Thinking it might be one of my flatmate's friends, I dragged myself out of bed and opened the door. There stood a short, colourless man, backed by two equally colourless boys. They stared at me with their grey eyes, wet blonde hair plastered to their faces.

I felt a thrill of horror run through me. You see, they weren't my flatmate's friends. They weren't plumbers or electricians. They weren't men in black, or emissaries from my landlord. They were door-to-door preachers and there I was, frozen like a deer in the headlights.

In hindsight, I probably should have politely but firmly closed the door and gone back to bed. But instead I stood there and listened to a 20-minute sermon, full of fire, brimstone and judgement. As the daughter of a pretty hard-core fundamentalist minister, I've heard it all before. But I found the presumptuous manner of the man, and his throwaway comments about how people who committed suicide go straight to hell deeply offensive.

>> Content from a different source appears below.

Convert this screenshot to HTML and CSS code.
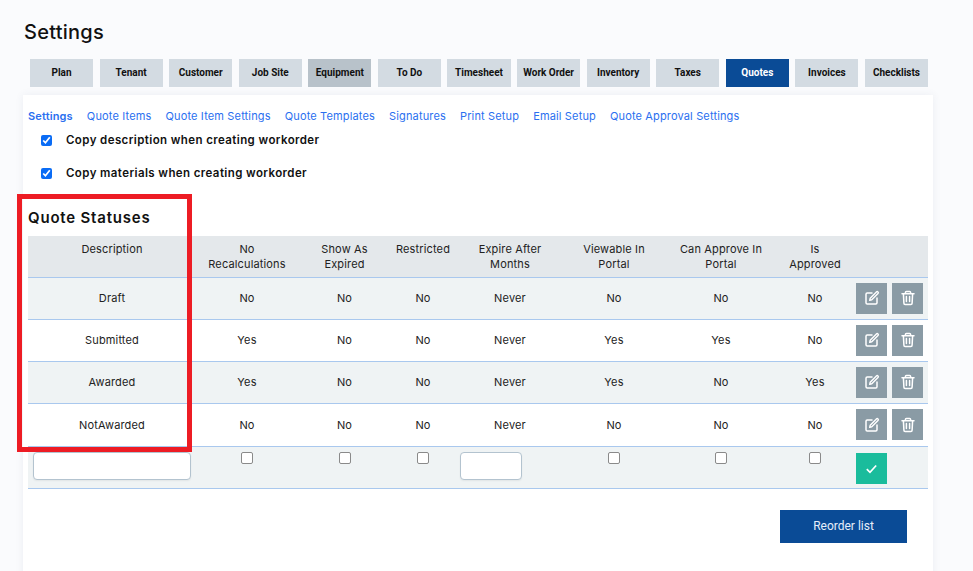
FILE: index.html
```html
<!DOCTYPE html>
<html lang="en">
<head>
<meta charset="utf-8">
<title>Settings</title>
<link rel="stylesheet" href="styles.css">
</head>
<body>
<svg class="sprite" width="0" height="0" aria-hidden="true">
  <symbol id="edit" viewBox="0 0 16 16">
    <path d="M8 3H3.2C2.5 3 2 3.5 2 4.2v8.6c0 .7.5 1.2 1.2 1.2h8.6c.7 0 1.2-.5 1.2-1.2V8" fill="none" stroke="currentColor" stroke-width="1.5" stroke-linecap="round"/>
    <path d="M6.2 8.2 12.4 2c.5-.5 1.1-.5 1.6 0s.5 1.1 0 1.6L7.8 9.8l-2.1.5z" fill="none" stroke="currentColor" stroke-width="1.4" stroke-linejoin="round"/>
  </symbol>
  <symbol id="trash" viewBox="0 0 16 16">
    <path d="M2 3.7h12M5.4 3.5V2.6c0-.6.4-1 1-1h3.2c.6 0 1 .4 1 1v.9M3.4 3.9l.5 9.4c0 .7.5 1.2 1.2 1.2h5.8c.7 0 1.2-.5 1.2-1.2l.5-9.4" fill="none" stroke="currentColor" stroke-width="1.5" stroke-linecap="round"/>
    <path d="M6.4 6.6v5M9.6 6.6v5" fill="none" stroke="currentColor" stroke-width="1.5" stroke-linecap="round"/>
  </symbol>
</svg>
<main class="page">
  <h1 class="title">Settings</h1>
  <nav class="tabs">
    <a class="tab">Plan</a>
    <a class="tab">Tenant</a>
    <a class="tab">Customer</a>
    <a class="tab">Job Site</a>
    <a class="tab tab-hover">Equipment</a>
    <a class="tab">To Do</a>
    <a class="tab">Timesheet</a>
    <a class="tab">Work Order</a>
    <a class="tab">Inventory</a>
    <a class="tab">Taxes</a>
    <a class="tab tab-active">Quotes</a>
    <a class="tab">Invoices</a>
    <a class="tab">Checklists</a>
  </nav>
  <section class="card">
    <nav class="subnav">
      <a class="sublink sublink-active">Settings</a>
      <a class="sublink">Quote Items</a>
      <a class="sublink">Quote Item Settings</a>
      <a class="sublink">Quote Templates</a>
      <a class="sublink">Signatures</a>
      <a class="sublink">Print Setup</a>
      <a class="sublink">Email Setup</a>
      <a class="sublink">Quote Approval Settings</a>
    </nav>
    <label class="check-row"><input type="checkbox" checked>Copy description when creating workorder</label>
    <label class="check-row"><input type="checkbox" checked>Copy materials when creating workorder</label>
    <h2 class="section-title">Quote Statuses</h2>
    <table class="status-table">
      <colgroup>
        <col class="c1"><col class="c2"><col class="c3"><col class="c4"><col class="c5"><col class="c6"><col class="c7"><col class="c8"><col class="c9">
      </colgroup>
      <thead>
        <tr>
          <th>Description</th><th>No<br>Recalculations</th><th>Show As<br>Expired</th><th>Restricted</th><th>Expire After<br>Months</th><th>Viewable In<br>Portal</th><th>Can Approve In<br>Portal</th><th>Is<br>Approved</th><th></th>
        </tr>
      </thead>
      <tbody>
        <tr class="shade">
          <td>Draft</td><td>No</td><td>No</td><td>No</td><td>Never</td><td>No</td><td>No</td><td>No</td>
          <td class="actions"><button class="icon-btn"><svg class="ico"><use href="#edit"/></svg></button><button class="icon-btn"><svg class="ico"><use href="#trash"/></svg></button></td>
        </tr>
        <tr>
          <td>Submitted</td><td>Yes</td><td>No</td><td>No</td><td>Never</td><td>Yes</td><td>Yes</td><td>No</td>
          <td class="actions"><button class="icon-btn"><svg class="ico"><use href="#edit"/></svg></button><button class="icon-btn"><svg class="ico"><use href="#trash"/></svg></button></td>
        </tr>
        <tr class="shade">
          <td>Awarded</td><td>Yes</td><td>No</td><td>No</td><td>Never</td><td>Yes</td><td>No</td><td>Yes</td>
          <td class="actions"><button class="icon-btn"><svg class="ico"><use href="#edit"/></svg></button><button class="icon-btn"><svg class="ico"><use href="#trash"/></svg></button></td>
        </tr>
        <tr class="tall">
          <td>NotAwarded</td><td>No</td><td>No</td><td>No</td><td>Never</td><td>No</td><td>No</td><td>No</td>
          <td class="actions"><button class="icon-btn"><svg class="ico"><use href="#edit"/></svg></button><button class="icon-btn"><svg class="ico"><use href="#trash"/></svg></button></td>
        </tr>
        <tr class="shade new-row">
          <td class="cell-left"><input class="text-input input-wide" type="text"></td>
          <td><input class="box" type="checkbox"></td>
          <td><input class="box" type="checkbox"></td>
          <td><input class="box" type="checkbox"></td>
          <td class="cell-left"><input class="text-input input-small" type="text"></td>
          <td><input class="box" type="checkbox"></td>
          <td><input class="box" type="checkbox"></td>
          <td><input class="box" type="checkbox"></td>
          <td class="actions"><button class="icon-btn btn-ok"><svg class="ico-ok" viewBox="0 0 16 16"><path d="M3 8.6 6.4 12 13 4.8" fill="none" stroke="currentColor" stroke-width="1.8"/></svg></button></td>
        </tr>
      </tbody>
    </table>
    <div class="footer-row"><button class="reorder">Reorder list</button></div>
    <div class="highlight"></div>
  </section>
</main>
</body>
</html>
```

FILE: styles.css
```css
* { box-sizing: border-box; }
html, body { margin: 0; height: 571px; overflow: hidden; }
body { background: #fafbfd; color: #111; font-family: "Inter", "Open Sans", sans-serif; }
.sprite { position: absolute; }
.page { padding: 19px 40px 0 23px; }
.title { margin: 0 0 0 1px; font-size: 20px; line-height: 26px; font-weight: 500; letter-spacing: .25px; color: #111; }
.tabs { display: flex; gap: 6.5px; margin: 14px 5px 8px 7px; }
.tab { flex: 1 1 0; height: 28px; padding-bottom: 1px; background: #d3dbe2; display: flex; align-items: center; justify-content: center; font-family: "Roboto", sans-serif; font-size: 10px; font-weight: 700; color: #111; white-space: nowrap; }
.tab-hover { background: #b8c2ca; }
.tab-active { background: #0a4b96; color: #fff; }
.card { position: relative; background: #fff; height: 500px; padding: 13px 5px 0; box-shadow: 0 0 8px rgba(60, 80, 110, .08); }
.subnav { display: flex; gap: 14px; height: 15px; align-items: center; font-size: 11px; letter-spacing: .15px; }
.sublink { color: #2a6ff0; white-space: nowrap; }
.sublink-active { font-weight: 600; }
.check-row { display: flex; align-items: center; height: 16px; margin: 9px 0 17px 13px; font-size: 11.5px; font-weight: 600; letter-spacing: .4px; color: #111; }
.check-row + .check-row { margin-top: 0; }
.check-row input { width: 11px; height: 11px; margin: 0 14px 0 0; accent-color: #0a6cf5; }
.section-title { margin: 28px 0 9px; font-size: 15px; line-height: 18px; font-weight: 600; letter-spacing: .8px; color: #111; }
.status-table { width: 900px; table-layout: fixed; border-collapse: collapse; font-size: 11px; letter-spacing: .15px; color: #222; }
.c1 { width: 168px; } .c2 { width: 102px; } .c3 { width: 93px; } .c4 { width: 64px; } .c5 { width: 110px; } .c6 { width: 98px; } .c7 { width: 116px; } .c8 { width: 72px; } .c9 { width: 77px; }
.status-table th { height: 41px; padding: 6px 0 0; background: #e4e8eb; font-weight: 400; line-height: 15px; vertical-align: top; text-align: center; border-bottom: 1px solid #a9c8ee; }
.status-table td { height: 42px; padding: 0; text-align: center; vertical-align: middle; border-bottom: 1px solid #a9c8ee; }
.status-table .tall td { height: 43px; }
.shade td { background: #eff3f4; }
.actions { white-space: nowrap; text-align: left !important; padding-left: 5px !important; }
.icon-btn { display: inline-flex; width: 31px; height: 31px; padding: 0; margin: 0 5px 0 0; border: 0; background: #8a9ba5; color: #fff; align-items: center; justify-content: center; vertical-align: middle; }
.ico { width: 16px; height: 16px; }
.btn-ok { background: #1abc9c; }
.ico-ok { width: 15px; height: 15px; }
.status-table .new-row td { vertical-align: top; padding-top: 5px; }
.status-table .new-row .actions { padding-top: 6px; }
.cell-left { text-align: left !important; padding-left: 5px !important; }
.box { width: 12px; height: 12px; margin: 0; appearance: none; background: #fff; border: 1px solid #8a8a8a; border-radius: 2px; display: inline-block; vertical-align: top; }
.text-input { display: block; height: 28px; border: 1px solid #b3c3cf; border-radius: 4px; background: #fff; box-shadow: 0 1px 2px rgba(0,0,0,.06); }
.input-wide { width: 158px; }
.input-small { width: 62px; }
.footer-row { display: flex; justify-content: flex-end; padding: 21px 21px 0 0; }
.reorder { width: 127px; height: 33px; border: 0; background: #0a4b96; color: #e6eefa; font-family: "Roboto", sans-serif; font-size: 12px; font-weight: 400; }
.highlight { position: absolute; left: -6px; top: 99px; width: 175px; height: 258px; border: 5px solid #ed1c24; pointer-events: none; }
```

If you have lived in any major community, you've probably encountered door-to-door proselytising in one form or another. From Jehovah's Witnesses to the Church of the Latter Day Saints, door-knockers are employed by many denominations and churches to increase awareness. But honestly, they're really annoying.

For a start, they're downright invasive. Often people feel too polite to tell the door-knocker to leave, and a certain sense of anxiety kicks in. The home is a deeply personal space, and the audacity of these people is astounding.

Secondly, New Zealand is an incredibly multicultural country. Door-to-door preaching fails to address the cultural differences and misunderstandings between people. It can cause individuals of different religions to feel judged, scrutinised or harassed.

Moreover, there's no real evidence to indicate that door-to-door preaching actually works. Faith is a personal issue for people, and door-to-door exchanges often become high-pressure situations, imparting bad press to the church in question and leaving the homeowner with a bad taste in their mouth.

No-one wants a condescending speech about how they're a liar and deserving of an eternity of agony. No one wants to be told that due to their sexuality, they're damned. Instead, they'd like to hear how their local churches are helping the community. Human connections and church communities are built on a mutual love of Christ, care and understanding, not fear and invasiveness.

So there you have it. After I admitted that my father was a Presbyterian minister and that I was ''frankly sick of religion'', the man and his two sons gave up on me, and awkwardly shuffled away. I guess there's some consolation in the fact their long exchange with me had potentially given my neighbours the chance to escape.

-Jean Balchin is an English student at the University of Otago.

 

Comments

A few things incorrect. Jehovah's Witnesses were not the one calling on the lady here. We know hell is only the grave and no one can possibly be tortured. For another, house to house is how first century Christians did it and is still the best way to reach people. Roughly half a million become Witnesses each year. So yes, it works as Acts 20:20 tells anyone. We have shortened our message because time is precious. 5 minutes normally. Our message is hope from God's Kingdom, the heavenly based government. We show from the Bible what it will do for all earth. That is something others simply cannot do. They do not have the Biblical knowledge and understanding.

That hits your eye like a big pizza pie. It is interpretative knowledge. Missionaries are welcome if they leave dogma outside, discuss the Synoptics and not O.T

No one has all the answers, and 'Stan' is an ancient figure of myth.